Mr Hao Ping further emphasized the need for the international community to provide youth with proper opportunity to realize their ambitions and dreams. As we engage now in the implementation of the Agenda 2030, it is imperative, insisted President Hao Ping, that “we all renew our commitment to address global challenges, such as eradication of poverty, illiteracy, gender inequalities, and many others”.
“Young people”, added H.E. Hao Ping, “should spend their entire life fulfilling their commitments”.
“Life is short, but your dreams are huge!”, concluded the President of the 37th session of the UNESCO General Conference.
The Director-General of UNESCO, Ms Irina Bokova, made a vibrant appeal to the youth delegates for them to take their core responsibilities as members of a generation that “can end poverty… that can stop climate change”.
She compared the current gathering of enthusiasm and determination of the young women and men attending the Youth Forum with the bold vision of the founders of UNESCO, 70 years ago. In the face of numerous challenges for all societies, from violent extremism to poverty, from the consequences of climate change to unemployment, from the deliberate attacks against cultural heritage and diversity to repeated economic crisis, discouragement must not win because these extremely complex issues “are not the future”, stated the Director-General. “You are the future”, she insisted, inviting youth delegates to commit themselves fully in the work of the “Future Laboratories”, a crucial innovation of this edition of the Youth Forum that places the emphasis on foresight, and to act right now without waiting.
“We must be audacious now”, stated the Director-General, in particular in shaping “an open global citizenship, aware of the global challenges”.
“We are at a pivotal moment”, underlined Irina Bokova, between the recent adoption of the Agenda 2030, on the eve of the 38th session of the General Conference of UNESCO, and one month before the United Nations Climate Change Conference (COP 21).
“This is a timely moment to make the voice of youth heard and integrate it fully in the elaboration of programmes for the future”, said the Director-General.
Mr Ahmad Alhendawi, United Nations Secretary-General’s Special Envoy on Youth, commended Director-General Irina Bokova for demonstrating a strong and continued commitment towards the youth of the world. He further insisted on the innovation of this year’s edition, with a large representation of organizations coming from the civil society.
“We are all on board in a journey of implementation of the recently adopted Sustainable Development Goals (SDGs)”, said Mr Alhendawi, and here, he added, “UNESCO has a key role to play, given that education, science and culture have never been so important than today”.

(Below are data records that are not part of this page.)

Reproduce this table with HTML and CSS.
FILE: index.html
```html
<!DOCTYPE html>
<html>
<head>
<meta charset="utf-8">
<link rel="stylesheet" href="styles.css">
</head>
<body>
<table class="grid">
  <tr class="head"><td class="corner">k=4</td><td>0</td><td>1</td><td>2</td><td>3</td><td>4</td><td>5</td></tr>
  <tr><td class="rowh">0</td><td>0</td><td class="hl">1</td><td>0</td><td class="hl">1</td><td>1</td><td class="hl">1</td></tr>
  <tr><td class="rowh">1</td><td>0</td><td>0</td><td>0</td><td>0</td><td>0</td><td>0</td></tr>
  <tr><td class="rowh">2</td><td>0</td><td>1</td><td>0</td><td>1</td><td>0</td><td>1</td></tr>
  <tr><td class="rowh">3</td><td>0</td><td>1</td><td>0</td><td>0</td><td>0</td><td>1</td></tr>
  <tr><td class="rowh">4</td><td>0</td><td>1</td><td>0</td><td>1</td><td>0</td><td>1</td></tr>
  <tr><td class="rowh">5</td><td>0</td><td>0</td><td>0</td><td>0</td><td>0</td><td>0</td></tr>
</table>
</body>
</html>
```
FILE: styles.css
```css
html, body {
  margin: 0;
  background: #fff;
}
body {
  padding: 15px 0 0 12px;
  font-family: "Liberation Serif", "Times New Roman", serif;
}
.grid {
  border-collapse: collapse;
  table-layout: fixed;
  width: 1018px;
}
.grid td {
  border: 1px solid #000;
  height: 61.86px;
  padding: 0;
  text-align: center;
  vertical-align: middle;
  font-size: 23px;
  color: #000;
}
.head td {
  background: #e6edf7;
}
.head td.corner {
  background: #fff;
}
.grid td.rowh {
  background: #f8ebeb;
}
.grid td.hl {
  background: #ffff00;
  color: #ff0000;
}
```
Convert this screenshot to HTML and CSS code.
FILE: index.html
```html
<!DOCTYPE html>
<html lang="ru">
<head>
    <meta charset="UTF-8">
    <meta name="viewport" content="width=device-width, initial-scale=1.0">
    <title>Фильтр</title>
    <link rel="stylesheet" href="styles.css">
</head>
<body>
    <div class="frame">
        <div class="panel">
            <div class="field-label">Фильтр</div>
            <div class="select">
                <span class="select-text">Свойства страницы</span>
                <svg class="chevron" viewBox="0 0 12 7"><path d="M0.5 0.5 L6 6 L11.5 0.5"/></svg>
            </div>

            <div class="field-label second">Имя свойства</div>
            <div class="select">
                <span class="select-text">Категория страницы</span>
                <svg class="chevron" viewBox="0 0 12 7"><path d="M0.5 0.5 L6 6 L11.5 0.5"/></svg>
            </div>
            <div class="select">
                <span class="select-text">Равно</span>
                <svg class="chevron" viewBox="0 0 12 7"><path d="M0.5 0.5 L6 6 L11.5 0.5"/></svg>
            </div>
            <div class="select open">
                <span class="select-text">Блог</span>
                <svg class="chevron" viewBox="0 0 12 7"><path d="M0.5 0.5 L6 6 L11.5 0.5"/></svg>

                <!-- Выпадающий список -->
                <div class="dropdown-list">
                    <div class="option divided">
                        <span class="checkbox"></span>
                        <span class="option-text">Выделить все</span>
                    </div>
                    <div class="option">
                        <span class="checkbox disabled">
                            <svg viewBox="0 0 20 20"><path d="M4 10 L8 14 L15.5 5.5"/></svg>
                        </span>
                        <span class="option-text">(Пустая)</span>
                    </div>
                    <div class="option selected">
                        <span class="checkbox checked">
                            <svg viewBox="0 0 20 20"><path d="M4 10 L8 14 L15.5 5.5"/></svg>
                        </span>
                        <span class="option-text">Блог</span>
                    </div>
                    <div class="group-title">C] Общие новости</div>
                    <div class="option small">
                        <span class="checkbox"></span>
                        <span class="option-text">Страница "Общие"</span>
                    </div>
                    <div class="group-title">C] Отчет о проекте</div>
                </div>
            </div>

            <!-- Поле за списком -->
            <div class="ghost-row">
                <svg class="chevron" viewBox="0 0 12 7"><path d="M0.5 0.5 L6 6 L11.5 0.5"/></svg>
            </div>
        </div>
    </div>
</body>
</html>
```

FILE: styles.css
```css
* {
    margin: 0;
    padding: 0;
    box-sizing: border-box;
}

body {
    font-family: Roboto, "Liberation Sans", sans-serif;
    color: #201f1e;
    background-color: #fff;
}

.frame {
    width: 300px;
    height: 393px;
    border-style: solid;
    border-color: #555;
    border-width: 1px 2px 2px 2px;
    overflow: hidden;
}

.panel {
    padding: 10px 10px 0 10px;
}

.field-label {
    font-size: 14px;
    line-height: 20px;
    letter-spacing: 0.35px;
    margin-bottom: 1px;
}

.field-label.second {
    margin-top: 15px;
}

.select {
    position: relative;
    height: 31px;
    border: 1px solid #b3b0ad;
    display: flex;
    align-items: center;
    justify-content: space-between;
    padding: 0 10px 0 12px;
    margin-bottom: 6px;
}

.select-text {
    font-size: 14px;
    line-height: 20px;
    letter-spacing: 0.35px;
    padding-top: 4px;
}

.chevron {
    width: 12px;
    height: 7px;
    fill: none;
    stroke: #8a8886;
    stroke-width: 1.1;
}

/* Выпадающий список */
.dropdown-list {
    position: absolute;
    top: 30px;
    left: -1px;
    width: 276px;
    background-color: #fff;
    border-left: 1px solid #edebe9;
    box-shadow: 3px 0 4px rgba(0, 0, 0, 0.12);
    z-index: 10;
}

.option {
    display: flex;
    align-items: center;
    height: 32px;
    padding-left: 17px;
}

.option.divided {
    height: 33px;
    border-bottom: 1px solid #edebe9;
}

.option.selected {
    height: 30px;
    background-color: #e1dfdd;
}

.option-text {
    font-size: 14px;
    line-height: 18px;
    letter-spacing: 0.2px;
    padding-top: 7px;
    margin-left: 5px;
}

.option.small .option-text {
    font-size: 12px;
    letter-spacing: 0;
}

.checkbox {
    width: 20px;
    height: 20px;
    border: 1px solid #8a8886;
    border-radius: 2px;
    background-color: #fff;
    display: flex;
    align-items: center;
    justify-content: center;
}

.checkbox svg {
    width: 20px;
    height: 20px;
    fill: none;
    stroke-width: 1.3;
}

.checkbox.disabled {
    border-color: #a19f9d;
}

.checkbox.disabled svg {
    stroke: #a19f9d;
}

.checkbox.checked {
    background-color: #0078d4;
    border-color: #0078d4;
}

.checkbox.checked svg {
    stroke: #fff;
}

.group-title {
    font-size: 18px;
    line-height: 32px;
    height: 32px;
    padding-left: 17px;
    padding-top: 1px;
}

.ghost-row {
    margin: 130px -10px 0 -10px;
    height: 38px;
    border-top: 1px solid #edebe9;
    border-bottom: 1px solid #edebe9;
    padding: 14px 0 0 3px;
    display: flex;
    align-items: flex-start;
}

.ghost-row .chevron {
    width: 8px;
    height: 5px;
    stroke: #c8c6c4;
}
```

It is imperative to work hard, stated the UNSG Special Envoy on Youth, to ensure “what we see as goals in the Agenda 2030 becomes a reality” in terms of girls’ and women’s empowerment, fight against the consequences of climate change. If we want “to achieve the SDGs for a better and more peaceful world, we need a forward-looking approach”, said again Ahmad Alhendawi, underling the foresight strong component of the 9th UNESCO Youth Forum.
Mr Alhendawi concluded by recalling the crucial importance of education, culture and science for the youth and for the entire global community: “through education, young people can become global citizens. Through culture, young people can protect their heritage, history, collective memory, and safeguard cultural diversity. Through science, young people can push forward innovation and technology for the benefits of all”.
On stage, five inspirational young leaders then took the floor to present their testimonials: Mr Moctar Dembele, from Burkina Faso, Ms Manar AlSagob, from Saudi Arabia, Ms Tanzila Khan, from Pakistan, Ms Cecilia Garcia, from Mexico, and Ms Alaa Toutounji (Syria).
A choir of 46 children from France concluded this Opening Session of the Forum, performing a Chinese song “Jasmine flower/Mo Li Hua”, and “Happy” by Pharrell Williams.
Over 500 young people are due to meet at UNESCO until 28 October 2015 to ensure that youth remains top of the agenda ahead of COP21, the UN Climate Change Conference, in the context of the implementation of the new global Sustainable Development Goals and the recently adopted Agenda 2030.